Kelly Counselor's Conversations

A discussion about life and how school counseling fits into it all

The Un-SAHM Life

on June 23, 2015

I haven’t written in quite a while, but truly haven’t felt inspired to do so.  Until yesterday.  And then our internet went down.

I have a confession to make- I’m not a very good stay-at-home mom (SAMH).  And, after a long while, I’ve made peace with it.

I’ve had to stare at this realization square in the face since I’ve been off work for the summer.  Don’t get me wrong, spending more time with my son Ace is wonderful.  I’m already seeing him learning and grow in ways that make my heart grow 100 sizes bigger.

But of someone were to ask me what I did all summer, right now I’d reply “empty the dishwasher and clean Ace’s highchair.”

I’ve read a lot of stay-at-home mom vs. working mom debates and everyone in these arguments is under one of two camps: the SAHMs who are grateful to be able to stay home, and working moms who wish they could stay home but must provide financially for the family.

Believe me, both admirable situations.  But even if I COULD stay-at-home, I WOULDN’T.

I’m not quite sure exactly why I feel this way, but I know as a school counselor that being honest with oneself is critical in the entire growth process.  Maybe it’s the need for a fast-paced day.  Maybe it’s that I’m prone to cabin fever too quickly.  Maybe it’s my inability to find enough things to do with Ace (there are only so many walks and patty-cakes we can do).  It’s likely a combination of all this and more.

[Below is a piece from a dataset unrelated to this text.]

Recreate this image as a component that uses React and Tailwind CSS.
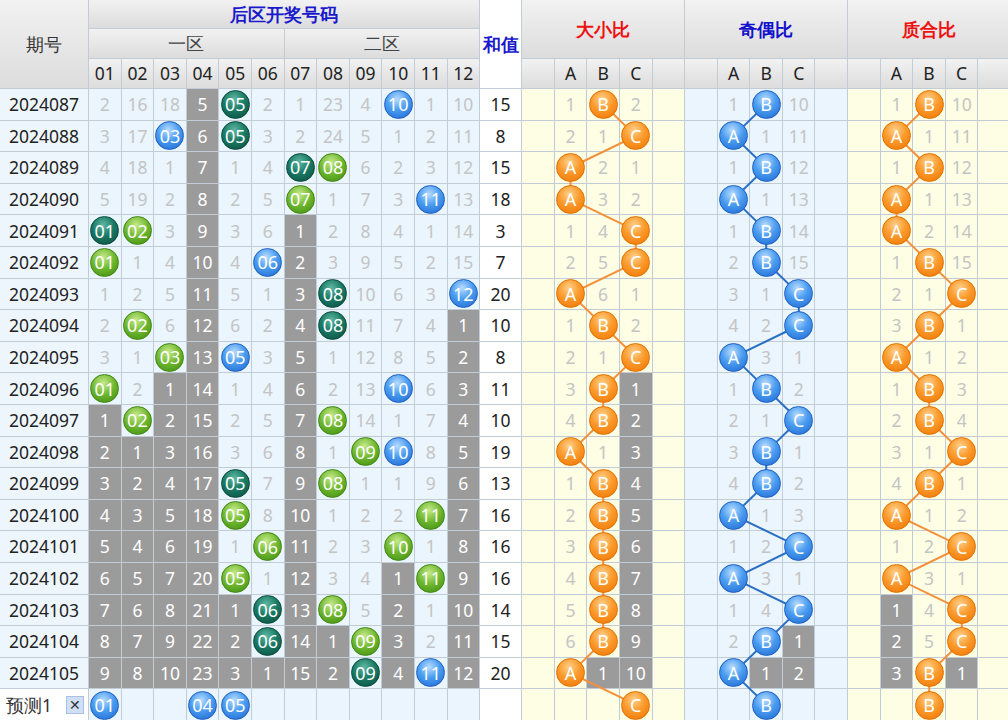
const NUMS = [
  ["2024087", "2,16,18,5g,05t,2,1,23,4,10b,1,10", 15],
  ["2024088", "3,17,03b,6g,05t,3,2,24,5,1,2,11", 8],
  ["2024089", "4,18,1,7g,1,4,07t,08n,6,2,3,12", 15],
  ["2024090", "5,19,2,8g,2,5,07n,1,7,3,11b,13", 18],
  ["2024091", "01t,02n,3,9g,3,6,1g,2,8,4,1,14", 3],
  ["2024092", "01n,1,4,10g,4,06b,2g,3,9,5,2,15", 7],
  ["2024093", "1,2,5,11g,5,1,3g,08t,10,6,3,12b", 20],
  ["2024094", "2,02n,6,12g,6,2,4g,08t,11,7,4,1g", 10],
  ["2024095", "3,1,03n,13g,05b,3,5g,1,12,8,5,2g", 8],
  ["2024096", "01n,2,1g,14g,1,4,6g,2,13,10b,6,3g", 11],
  ["2024097", "1g,02n,2g,15g,2,5,7g,08n,14,1,7,4g", 10],
  ["2024098", "2g,1g,3g,16g,3,6,8g,1,09n,10b,8,5g", 19],
  ["2024099", "3g,2g,4g,17g,05t,7,9g,08n,1,1,9,6g", 13],
  ["2024100", "4g,3g,5g,18g,05n,8,10g,1,2,2,11n,7g", 16],
  ["2024101", "5g,4g,6g,19g,1,06n,11g,2,3,10n,1,8g", 16],
  ["2024102", "6g,5g,7g,20g,05n,1,12g,3,4,1g,11n,9g", 16],
  ["2024103", "7g,6g,8g,21g,1g,06t,13g,08n,5,2g,1,10g", 14],
  ["2024104", "8g,7g,9g,22g,2g,06t,14g,1g,09n,3g,2,11g", 15],
  ["2024105", "9g,8g,10g,23g,3g,1g,15g,2g,09t,4g,11b,12g", 20],
];

const RATIOS = [
  {
    title: "大小比",
    color: "text-[#ee1111]",
    bg: "bg-[#fefee4]",
    ball: "o",
    line: "#f5903a",
    rows: "1,B,2|2,1,C|A,2,1|A,3,2|1,4,C|2,5,C|A,6,1|1,B,2|2,1,C|3,B,1g|4,B,2g|A,1,3g|1,B,4g|2,B,5g|3,B,6g|4,B,7g|5,B,8g|6,B,9g|A,1g,10g|,,C",
  },
  {
    title: "奇偶比",
    color: "text-[#1111cc]",
    bg: "bg-[#eaf5fe]",
    ball: "b",
    line: "#2a6fc4",
    rows: "1,B,10|A,1,11|1,B,12|A,1,13|1,B,14|2,B,15|3,1,C|4,2,C|A,3,1|1,B,2|2,1,C|3,B,1|4,B,2|A,1,3|1,2,C|A,3,1|1,4,C|2,B,1g|A,1g,2g|,B,",
  },
  {
    title: "质合比",
    color: "text-[#ee1111]",
    bg: "bg-[#fefee4]",
    ball: "o",
    line: "#f5903a",
    rows: "1,B,10|A,1,11|1,B,12|A,1,13|A,2,14|1,B,15|2,1,C|3,B,1|A,1,2|1,B,3|2,B,4|3,1,C|4,B,1|A,1,2|1,2,C|A,3,1|1g,4,C|2g,5,C|3g,B,1g|,B,",
  },
];

const BALL = {
  b: "bg-[radial-gradient(circle_at_45%_30%,#b8dcff_0%,#4a9cf0_45%,#1d66d0_100%)] border-[#1e5fc0]",
  t: "bg-[radial-gradient(circle_at_45%_30%,#5fb8a4_0%,#1a7a64_45%,#0a4d3e_100%)] border-[#0a4a3c]",
  n: "bg-[radial-gradient(circle_at_45%_30%,#c6ea8a_0%,#6cb52c_50%,#3f8a12_100%)] border-[#3f8612]",
  o: "bg-[radial-gradient(circle_at_45%_30%,#ffd08a_0%,#fb9a2c_45%,#ee7300_100%)] border-[#e07000]",
};

const COLW = 32.6;
const ROWH = 31.6;
const Y0 = 89;
const X0 = 522.2;

function Ball({ kind, children }) {
  return (
    <div
      className={`relative z-20 shrink-0 w-[29px] h-[29px] rounded-full border flex items-center justify-center text-white text-[18px] leading-none ${BALL[kind]}`}
    >
      {children}
    </div>
  );
}

function Cell({ v, bg }) {
  if (!v) return <div className={`${bg}`} />;
  const m = v.match(/^(\d+)([gtnb]?)$/);
  const num = m[1];
  const k = m[2];
  if (k === "g")
    return (
      <div className="bg-[#9b9b9b] text-white flex items-center justify-center">
        {num}
      </div>
    );
  if (k)
    return (
      <div className={`${bg} flex items-center justify-center`}>
        <Ball kind={k}>{num}</Ball>
      </div>
    );
  return (
    <div className={`${bg} text-[#c4c4c4] flex items-center justify-center`}>
      {num}
    </div>
  );
}

function RatioCell({ v, bg, ball }) {
  if (!v) return <div className={bg} />;
  if (/^[ABC]$/.test(v))
    return (
      <div className={`${bg} flex items-center justify-center`}>
        <Ball kind={ball}>{v}</Ball>
      </div>
    );
  if (v.endsWith("g"))
    return (
      <div className="bg-[#9b9b9b] text-white flex items-center justify-center">
        {v.slice(0, -1)}
      </div>
    );
  return (
    <div className={`${bg} text-[#c4c4c4] flex items-center justify-center`}>
      {v}
    </div>
  );
}

const hdr = "bg-[linear-gradient(#f2f2f2,#dcdcdc)] flex items-center justify-center";

export default function App() {
  const ratioRows = RATIOS.map((r) => r.rows.split("|").map((x) => x.split(",")));
  const pred = ["01", "", "", "04", "05", "", "", "", "", "", "", ""];

  return (
    <div className="w-[1008px] h-[720px] overflow-hidden bg-white relative font-['Noto_Sans','Noto_Sans_CJK_SC',sans-serif] text-[17.5px] text-[#222]">
      <div className="grid gap-px bg-[#c2ccd6] w-max grid-cols-[88px_repeat(12,31.6px)_41px_repeat(15,31.6px)] grid-rows-[28px_29px_29px_repeat(19,30.6px)_32px]">
        {/* header */}
        <div className={`${hdr} row-span-3 text-[#333]`}>期号</div>
        <div className={`${hdr} col-span-12 text-[#1a1acc] font-bold`}>后区开奖号码</div>
        <div className="row-span-3 bg-white flex items-center justify-center text-[#1a1acc] font-bold">和值</div>
        {RATIOS.map((r) => (
          <div key={r.title} className={`${hdr} col-span-5 row-span-2 font-bold ${r.color}`}>
            {r.title}
          </div>
        ))}
        <div className={`${hdr} col-span-6 text-[#444]`}>一区</div>
        <div className={`${hdr} col-span-6 text-[#444]`}>二区</div>
        {Array.from({ length: 12 }, (_, i) => (
          <div key={i} className={hdr}>
            {String(i + 1).padStart(2, "0")}
          </div>
        ))}
        {RATIOS.map((r) =>
          ["", "A", "B", "C", ""].map((l, i) => (
            <div key={r.title + i} className={hdr}>
              {l}
            </div>
          ))
        )}

        {/* data */}
        {NUMS.map(([p, s, sum], ri) => (
          <div key={p} className="contents">
            <div className="bg-[#eef6fd] flex items-center justify-center">{p}</div>
            {s.split(",").map((v, i) => (
              <Cell key={i} v={v} bg="bg-[#eaf5fe]" />
            ))}
            <div className="bg-white flex items-center justify-center">{sum}</div>
            {RATIOS.map((r, si) => (
              <div key={si} className="contents">
                <div className={r.bg} />
                {ratioRows[si][ri].map((v, i) => (
                  <RatioCell key={i} v={v} bg={r.bg} ball={r.ball} />
                ))}
                <div className={r.bg} />
              </div>
            ))}
          </div>
        ))}

        {/* prediction row */}
        <div className="bg-white flex items-center pl-[6px] gap-[14px] text-[#333]">
          预测1
          <span className="w-[18px] h-[18px] bg-[#cfe0f6] border border-[#a9c2e4] flex items-center justify-center text-[14px] leading-none">
            ✕
          </span>
        </div>
        {pred.map((v, i) => (
          <div key={i} className="bg-[#eaf5fe] flex items-center justify-center">
            {v && <Ball kind="b">{v}</Ball>}
          </div>
        ))}
        <div className="bg-white" />
        {RATIOS.map((r, si) => (
          <div key={si} className="contents">
            <div className={r.bg} />
            {ratioRows[si][19].map((v, i) => (
              <RatioCell key={i} v={v} bg={r.bg} ball={r.ball} />
            ))}
            <div className={r.bg} />
          </div>
        ))}
      </div>

      {/* connecting lines */}
      <svg className="absolute left-0 top-0 z-10 pointer-events-none" width="1008" height="720">
        {RATIOS.map((r, si) => {
          const pts = ratioRows[si].map((row, ri) => {
            const k = row.findIndex((v) => /^[ABC]$/.test(v));
            return [X0 + (si * 5 + 1 + k) * COLW + 15.8, Y0 + ri * ROWH + 15.3];
          });
          return (
            <polyline
              key={si}
              points={pts.map((p) => p.join(",")).join(" ")}
              fill="none"
              stroke={r.line}
              strokeWidth="2"
            />
          );
        })}
      </svg>
    </div>
  );
}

Ace goes to daycare twice a week still to stay in the routine of things, but really, I know the interaction he gets with everyone there is good for him.  The time away is good for us,  And I’m so happy to see him when I pick him up because, by golly, I miss him.  It’s good for me to miss him.

There are more moms like me out there, I know.  Hopefully one is reading this and feeling just a tad better knowing she’s not alone.